世界紀行文学全集 第七巻 ドイツ編 |
修道社 |
1959(昭和34)年8月20日 |
1959(昭和34)年8月20日 |
1959(昭和34)年8月20日 |
伯林カイザー街の古い大アパートに棲んで居た冬のことです。外には雪が降りに降っていました。内では天井に大煙突の抜けているストーヴでどんどん薪をくべていました。電車の地響と自動車の笛の音ばかりで、街には犬も声を立てて居ない、積雪に静まり返った真昼時でした。玄関の扉をはげしく叩く音――この降るのに誰がまあ、」と思いながら扉を開くと、どやどやと三人ばかり入って来たのは青年、壮年、老年を混ぜて三人の労働者達でした。
――わたし達、室内電線を修繕しに来ました。」
にこやかなものです。だしぬけなので一寸驚いた私も、直ぐ気を取り直して奥の方へ案内しました。私は伯林へ来るなり(私が伯林へはいったのは、その夏の始めでした)伯林の労働者に好感を持ったのでした。彼等の多くは実に無邪気で明るい。トラックの上にかたまって乗っている労働者達が異国人の私達に笑いかけながら手を振って通り過ぎる情景などに幾度接したかわかりませんでした。で、機会のある毎に私達は、この勤労生活を善意に受けている可憐な人々に好意を見せ、かりにも他国人らしい警戒の素振りなど見せたことはありませんでした。その労働者達の服装も一見むさぐるしいが、よく見ればやはり独逸人の克明な清潔さがはっきり見えます。――即ち彼等の妻や娘らによって、よく洗濯されてあり、よく継ぎはぎされてあります。

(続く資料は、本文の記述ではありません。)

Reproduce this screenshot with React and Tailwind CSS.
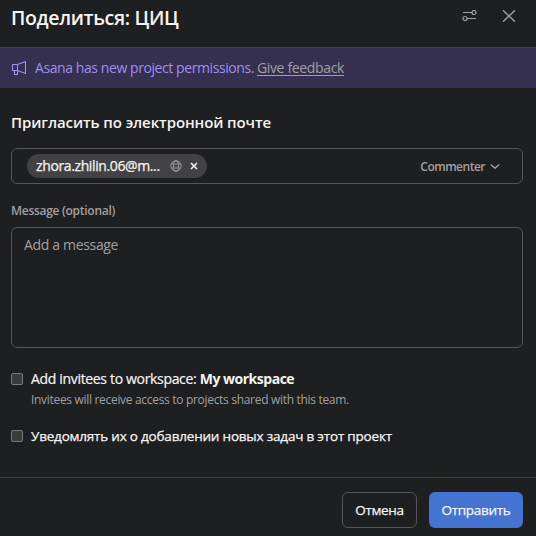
function Megaphone() {
  return (
    <svg width="16" height="16" viewBox="0 0 16 16" fill="none" stroke="#9f8fef" strokeWidth="1.1" strokeLinejoin="round" className="shrink-0">
      <path d="M1.5 4.5H6.5V10.5H1.5ZM6.5 4.5L14.5 1.5V13.5L6.5 10.5M3.5 10.5V14.5H6.5V10.5" />
    </svg>
  );
}

function Sliders() {
  return (
    <svg width="16" height="12" viewBox="0 0 16 12" fill="none" stroke="#a2a0a2" strokeWidth="1.2">
      <path d="M1 2.5H10M5 8.5H14" />
      <circle cx="12" cy="2.5" r="2" />
      <circle cx="3" cy="8.5" r="2" />
    </svg>
  );
}

function Globe() {
  return (
    <svg width="12" height="12" viewBox="0 0 12 12" fill="none" stroke="#a2a0a2" strokeWidth="0.9" className="shrink-0">
      <circle cx="6" cy="6" r="5.2" />
      <ellipse cx="6" cy="6" rx="2.5" ry="5.2" />
      <path d="M1.3 4H10.7M1.3 8H10.7" />
    </svg>
  );
}

function Checkbox() {
  return <span className="h-3 w-3 shrink-0 rounded-[2px] border border-[#7b7b7c] bg-[#3b3b3c]" />;
}

export default function App() {
  return (
    <div className="flex h-[536px] w-[536px] flex-col overflow-hidden whitespace-nowrap bg-[#1e1f21] font-['Open_Sans','Noto_Sans',sans-serif] text-[14px] leading-5 text-[#f5f4f3]">
      <header className="flex h-[47px] shrink-0 items-start justify-between pl-[11px] pr-[20px]">
        <h1 className="pt-[4px] text-[19.5px] font-semibold leading-7 tracking-[-0.35px]">Поделиться: ЦИЦ</h1>
        <div className="flex items-start gap-6 pt-[10px]">
          <button><Sliders /></button>
          <button>
            <svg width="14" height="12" viewBox="0 0 14 12" fill="none" stroke="#a2a0a2" strokeWidth="1.4" strokeLinecap="round">
              <path d="M1.5 0.7L12.5 11.3M12.5 0.7L1.5 11.3" />
            </svg>
          </button>
        </div>
      </header>

      <div className="flex h-[41px] shrink-0 items-center border-t border-[#424244] bg-[#352f50] pl-[11px] text-[14px] text-[#9f8fef]">
        <Megaphone />
        <span className="ml-2 tracking-[-0.42px]">Asana has new project permissions.</span>
        <a className="ml-[3px] tracking-[-0.35px] text-[#a2a0a2] underline underline-offset-2">Give feedback</a>
      </div>

      <main className="flex grow flex-col pl-[11px] pr-[13px]">
        <h2 className="mt-[24px] text-[15px] font-semibold leading-5 tracking-[-0.1px]">Пригласить по электронной почте</h2>

        <div className="mt-4 flex h-9 items-center justify-between rounded-md border border-[#565557] pl-[15px] pr-[22px]">
          <div className="flex h-6 w-[180px] items-center rounded-full bg-[#424244] pl-[9px]">
            <span className="w-[134px] text-[14px] font-medium tracking-[-0.38px] [-webkit-text-stroke:0.25px]">zhora.zhilin.06@m...</span>
            <Globe />
            <svg width="8" height="8" viewBox="0 0 8 8" stroke="#f5f4f3" strokeWidth="1.6" className="ml-2">
              <path d="M1 1L7 7M7 1L1 7" />
            </svg>
          </div>
          <div className="flex items-center gap-[5px] pt-px text-[12px] font-semibold text-[#a2a0a2]">
            <span className="tracking-[-0.5px]">Commenter</span>
            <svg width="10" height="6" viewBox="0 0 10 6" fill="none" stroke="#a2a0a2" strokeWidth="1.5" strokeLinecap="round" strokeLinejoin="round">
              <path d="M1.3 1L5 4.3L8.7 1" />
            </svg>
          </div>
        </div>

        <label className="mt-[17px] text-[12px] font-semibold leading-5 tracking-[-0.28px] text-[#a2a0a2]">Message (optional)</label>
        <div className="mt-[6px] h-[121px] rounded-md border border-[#565557] px-3 pt-[7px] text-[14px] tracking-[-0.33px] text-[#a2a0a2]">Add a message</div>

        <div className="mt-[21px] flex h-5 items-center gap-2">
          <Checkbox />
          <span className="text-[14px]"><span className="tracking-[-0.33px] [-webkit-text-stroke:0.2px]">Add invitees to workspace: </span><b className="font-bold tracking-[-0.48px]">My workspace</b></span>
        </div>
        <p className="ml-5 mt-px text-[12px] leading-5 tracking-[-0.31px] text-[#a2a0a2]">Invitees will receive access to projects shared with this team.</p>
        <div className="mt-4 flex h-5 items-center gap-2">
          <Checkbox />
          <span className="text-[13.5px] font-medium tracking-[-0.2px] [-webkit-text-stroke:0.25px]">Уведомлять их о добавлении новых задач в этот проект</span>
        </div>
      </main>

      <footer className="flex h-[59px] shrink-0 items-start justify-end gap-3 border-t border-[#424244] pr-[13px] pt-[14px] text-[13.5px] font-medium [-webkit-text-stroke:0.25px]">
        <button className="h-9 w-[75px] rounded-md border border-[#565557] tracking-[-0.3px]">Отмена</button>
        <button className="h-9 w-[94px] rounded-md bg-[#4573d2] tracking-[-0.3px]">Отправить</button>
      </footer>
    </div>
  );
}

電線修繕の仕事が終りました。外はまだどんどん雪の降っているのが窓から見えます。労働者達は私が毛皮の敷物をすすめると素直にその上へ坐り、ストーヴにあたり始めました。生憎二三日来風邪をひいて居て女中は欠勤して居りました。主人はずっと向うの部屋で日本の新聞へ送る画を描き耽って居りました。私は一人でお茶を沸かして彼等にすすめました。
――煙草をあげましょうか、日本のたばこ。」
と私は主人の居る方へ敷島でも採りに行こうかと立ちかかりました。するとそのなかの壮年の方が
――煙草はいりません。その代り日本のお嬢さん(西洋人には東洋人の年齢がわかりにくいのです)あなた日本の歌を唱って聴かせて下さい。」
――日本でも歌をうたいますかね、お嬢さん。」
と老人が如何にももの軟らかに尋ねる。私は坐り直して彼等の申出を直ぐ聞き届けてやりました。私はみんなに眼を瞑って居て貰って、カチューシャを声を顫わせない日本流に唱った。すると青年の方が、それは露西亜風だと言った。流石音楽国の独逸人だと感心しました。それから私は今度は純日本の歌だと証明して置いて「どんと、どんとどんと、濤乗り越えて―」を唱った。すると壮年の方はまた言いました。
――それはお嬢さん、男の学生風の歌ですね。私のお望みするのは、日本の女の……つまりお嬢さん方が平生おうたいになる歌です。」
ああそうかと、私は心にうなずいて今度は尚々、単純な声調で、
さくら、さくら、弥生の空は、見渡す限り。かすみか雲か、においぞ出ずる。いざや、いざや、見に行かん。
と唄って聞かせた。彼等は嬉んで立上った。何という上品で甘やかなメロデーだと賞めそやしました。「仲間にも話して聞かせる」と御礼を言いながら工事道具を肩にかけた。そしてひとしく雪のどんどん降りしきる窓の外に眼をやりながら玄関の扉の方へ出て行った。と、
今迄無口だった青年が立ちどまって更めて私に懇願の眼を向けました。
――切手を、日本の郵便切手を一枚下さい。世界中のを集めています」
と言うのでありました。激しい労働生活で節くれ立った彼の愛すべき掌へ、私は故国から来た親愛なる手紙の封書の切手を何枚もはがして乗せてやりました。